Mr Field says many believe the assessments are wrong, and he quotes extensive support for the view that most learning at this age should be done through play and not through testing.

Not only that, says Mr Field, but schools will be obliged to recruit one of six Government approved companies to carry out the assessments.

“Schools have to decide which company they are going to buy this assessment from,” he says.

“It is supposed to start in September 2016 but what they are doing is giving schools a trial run this year and many are thinking of doing this; the NUT is asking schools to boycott this.”

He said the Cambridgeshire motion agreed at national level includes balloting members about boycotting the new assessment regime, not co-operating with either the trial period or when it becomes policy next year.

“Our motion was unanimously supported; it is just commonsense,” he says. “You cannot assess a four year old in that way.”

He says the NUT fully supports early years foundation programmes which are used as a way of observing students and finding out their strengths but rejects a formal assessment.

He quotes examples of where trials have taken place and where questions, such as asking four year-olds to say aloud the word ‘parrot’ but without the ‘p’ are used.

“One child asked ‘why would I do that?’ which is a very good response, but clearly not the answer the assessors want,” says Mr Field.

Another teacher told the NUT conference of a test on a iPad when a four year-old was shown images of three chickens, three pigs, three cows and three fields and asked to put the animals into a field.

Mr Field said one child put one of each animal in different fields and when asked why he did so, explained that it would “give them company and something to talk about it.” But that, says Mr Field, was not the (obvious) answer needed,

I asked Mr Field if he could wave a magic wand what problems within education would he want to see tackled.

“It’s not as easy as that – there are problems throughout the education system,” he said.

He cites funding as a key issue where Cambridgeshire has particular challenges and even now, he says, sixth form and further education remain poorly resourced.

And then there remain the uncertainties over academies and their apparent reluctance to deal with trade unions. He believes good employers – as some academies are-should have nothing to fear but “a certain academy chain is antagonistic towards us. “In Cambridgeshire our reps have found it difficult to go into some and where the academies have been awkward. It is very difficult for them to refuse completely “.

Would he name and shame those refusing to co-operate? Not yet, he says, but that remains the ultimate sanction.

But the NUT’s view of academies remains broadly that of “being against marketisation of education which should be provided to benefit students, not for schools to be given away to private companies”.

Ofsted is also failing to impress Mr Field and his members and he frequently hears reports where the regulatory body may have been “encouraged” to fail schools so that they are forced down the academy route.

Inconsistencies within the Ofsted regime are not being addressed, he says, quoting for example where schools previously rated as ‘satisfactory’ now find that outcome regarded less favourably than before.

“Satisfactory used to mean, in the English language any rate, good enough.

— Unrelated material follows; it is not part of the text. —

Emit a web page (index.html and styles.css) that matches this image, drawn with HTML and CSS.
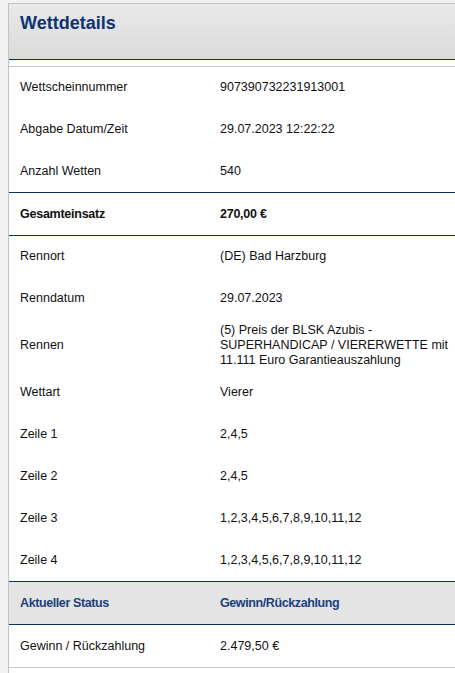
FILE: index.html
```html
<!DOCTYPE html>
<html lang="de">

<head>
  <meta charset="UTF-8">
  <title>Wettdetails</title>

  <link rel="stylesheet" href="styles.css">

</head>

<body>
  <!-- WETTDETAILS BOX -->
  <div class="box">
    <div class="kopf">
      <h1>Wettdetails</h1>
    </div>

    <div class="liste">
      <div class="zeile">
        <div class="name">Wettscheinnummer</div>
        <div class="wert">907390732231913001</div>
      </div>
      <div class="zeile">
        <div class="name">Abgabe Datum/Zeit</div>
        <div class="wert">29.07.2023 12:22:22</div>
      </div>
      <div class="zeile linie">
        <div class="name">Anzahl Wetten</div>
        <div class="wert">540</div>
      </div>
      <div class="zeile summe">
        <div class="name">Gesamteinsatz</div>
        <div class="wert">270,00 €</div>
      </div>
      <div class="zeile">
        <div class="name">Rennort</div>
        <div class="wert">(DE) Bad Harzburg</div>
      </div>
      <div class="zeile">
        <div class="name">Renndatum</div>
        <div class="wert">29.07.2023</div>
      </div>
      <div class="zeile">
        <div class="name">Rennen</div>
        <div class="wert">(5) Preis der BLSK Azubis - SUPERHANDICAP / VIERERWETTE mit 11.111 Euro Garantieauszahlung</div>
      </div>
      <div class="zeile">
        <div class="name">Wettart</div>
        <div class="wert">Vierer</div>
      </div>
      <div class="zeile">
        <div class="name">Zeile 1</div>
        <div class="wert">2,4,5</div>
      </div>
      <div class="zeile">
        <div class="name">Zeile 2</div>
        <div class="wert">2,4,5</div>
      </div>
      <div class="zeile">
        <div class="name">Zeile 3</div>
        <div class="wert">1,2,3,4,5,6,7,8,9,10,11,12</div>
      </div>
      <div class="zeile linie">
        <div class="name">Zeile 4</div>
        <div class="wert">1,2,3,4,5,6,7,8,9,10,11,12</div>
      </div>
      <div class="zeile status">
        <div class="name">Aktueller Status</div>
        <div class="wert">Gewinn/Rückzahlung</div>
      </div>
      <div class="zeile letzte">
        <div class="name">Gewinn / Rückzahlung</div>
        <div class="wert">2.479,50 €</div>
      </div>
    </div>
  </div>
</body>

</html>
```

FILE: styles.css
```css
/* SEITE */
body {
  margin: 3px 0 0 8px;
  background-color: #f2f2f2;
  font-family: "Liberation Sans", Arial, sans-serif;
  font-size: 12.5px;
  color: #111;
}

.box {
  background-color: #fff;
  border-top: 1px solid #c3c3c3;
  border-left: 1px solid #c3c3c3;
  min-height: 700px;
}

/* KOPF */
.kopf {
  height: 55px;
  box-sizing: content-box;
  padding: 0 0 0 11px;
  background: linear-gradient(#e9e9e9, #dadada);
  border-bottom: 1px solid #0c2d69;
}

.kopf h1 {
  margin: 0;
  padding-top: 8px;
  font-size: 18px;
  line-height: 22px;
  font-weight: bold;
  color: #0e3372;
}

/* LISTE */
.liste {
  margin-top: 6px;
  border-top: 1px solid #c8c8c8;
}

.zeile {
  display: grid;
  grid-template-columns: 200px 1fr;
  align-items: center;
  box-sizing: border-box;
  min-height: 42px;
  padding: 3px 0 3px 11px;
  line-height: 15px;
  border-bottom: 1px solid #fff;
}

.zeile.linie {
  border-bottom-color: #0c2d69;
}

.zeile.summe {
  min-height: 43px;
  font-weight: bold;
  letter-spacing: -0.25px;
  border-bottom-color: #0c2d69;
}

.zeile.status {
  min-height: 43px;
  font-weight: bold;
  letter-spacing: -0.4px;
  color: #1c3f7c;
  background-color: #e4e4e4;
  border-bottom-color: #0c2d69;
}

.zeile.letzte {
  min-height: 43px;
  border-bottom-color: #c8c8c8;
}
```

However satisfactory has started to become to mean unsatisfactory – some sort of Orwellian truth speak,” he says.

So what makes him angry?

“One of our ongoing campaigns is our workloads,” he says. “Teachers all want to do a good job and to do their best for students. Unfortunately many can’t do as good a job as they would like because of their workload.”

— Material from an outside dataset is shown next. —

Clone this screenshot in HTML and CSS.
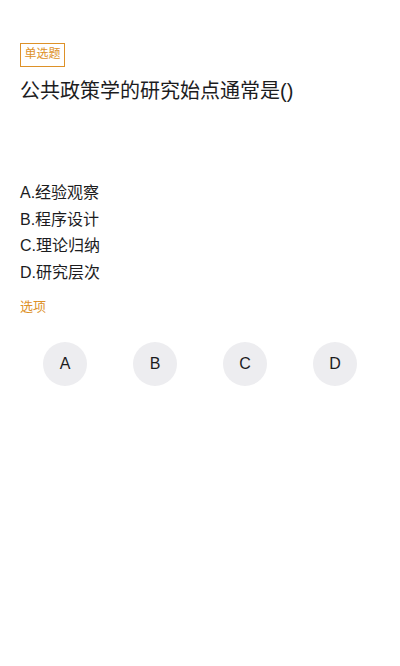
FILE: index.html
```html
<!DOCTYPE html>
<html lang="zh">
<head>
<meta charset="utf-8">
<link rel="stylesheet" href="styles.css">
</head>
<body>
<div class="page">
  <div class="tag">单选题</div>
  <div class="question">公共政策学的研究始点通常是()</div>
  <div class="options">
    <div class="option">A.经验观察</div>
    <div class="option">B.程序设计</div>
    <div class="option">C.理论归纳</div>
    <div class="option">D.研究层次</div>
  </div>
  <div class="label">选项</div>
  <div class="answers">
    <div class="cell"><div class="circle">A</div></div>
    <div class="cell"><div class="circle">B</div></div>
    <div class="cell"><div class="circle">C</div></div>
    <div class="cell"><div class="circle">D</div></div>
  </div>
</div>
</body>
</html>
```
FILE: styles.css
```css
html, body {
  margin: 0;
  padding: 0;
  background: #ffffff;
}
body {
  font-family: "Liberation Sans", "Noto Sans CJK SC", sans-serif;
  color: #1c1c1e;
}
.page {
  padding: 43px 20px 0 20px;
}
.tag {
  display: block;
  width: fit-content;
  box-sizing: border-box;
  height: 24px;
  line-height: 21px;
  padding: 0 3.5px;
  border: 1.5px solid #dd9128;
  color: #dd9128;
  font-size: 12px;
}
.question {
  margin-top: 10px;
  font-size: 20px;
  line-height: 28px;
}
.options {
  margin-top: 75px;
}
.option {
  font-size: 16px;
  line-height: 26.67px;
}
.label {
  margin-top: 10px;
  font-size: 13px;
  line-height: 20px;
  color: #dd9128;
}
.answers {
  margin-top: 25px;
  display: grid;
  grid-template-columns: repeat(4, 1fr);
}
.cell {
  display: flex;
  justify-content: center;
}
.circle {
  width: 44px;
  height: 44px;
  border-radius: 50%;
  background: #ededf0;
  display: flex;
  align-items: center;
  justify-content: center;
  font-size: 16px;
  color: #1c1c1e;
}
```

It is an issue that he fears will dominate the education system for some time with large numbers of teachers both locally and nationally off with stress, some choosing to leave the profession altogether.

“We risk losing a huge amount of experience,” he says.

He quotes the example whereby teachers used to plan lessons and mark work “those are things which make a difference yet their time is being taken up with an excessive amount of data management.”

The NUT provides its members with advice on what is acceptable “and what is going over the top” and locally some teachers are, for instance, refusing to take part in whole school detentions.

“It’s a case of a teacher not having set the detention but being asked to stay behind and take part in it,” he says. “If senior management want to run after school detentions they can do so.”

“There are other schools where management is so paranoid about Ofsted they organise mock Ofsteds. Its where they tell staff they are going to carry out a pretend Ofsted which puts extra pressure on teachers who worry and sometimes stay up extra late preparing lessons- it doesn’t make lessons any better but there is an attitude that ‘ you must not fail’”.

He adds: “Mock Ofsteds are a distraction from teaching and do not benefit our students. But they are becoming more prevalent as academies feel the pressure and worry that Ofsted might be coming in any moment.”

Mr Field says the answer for schools hoping to succeed is “take pressure off teachers, giving them time to prepare lessons and mark work accordingly. It is not to get them to fill in 1,000 tables which are meaningless.”

It is early days yet for Mr Field’s presidency and, in Ofsted parlance, looks to have made a satisfactory start and moving to good.

He has a year to see if it can make it an outstanding.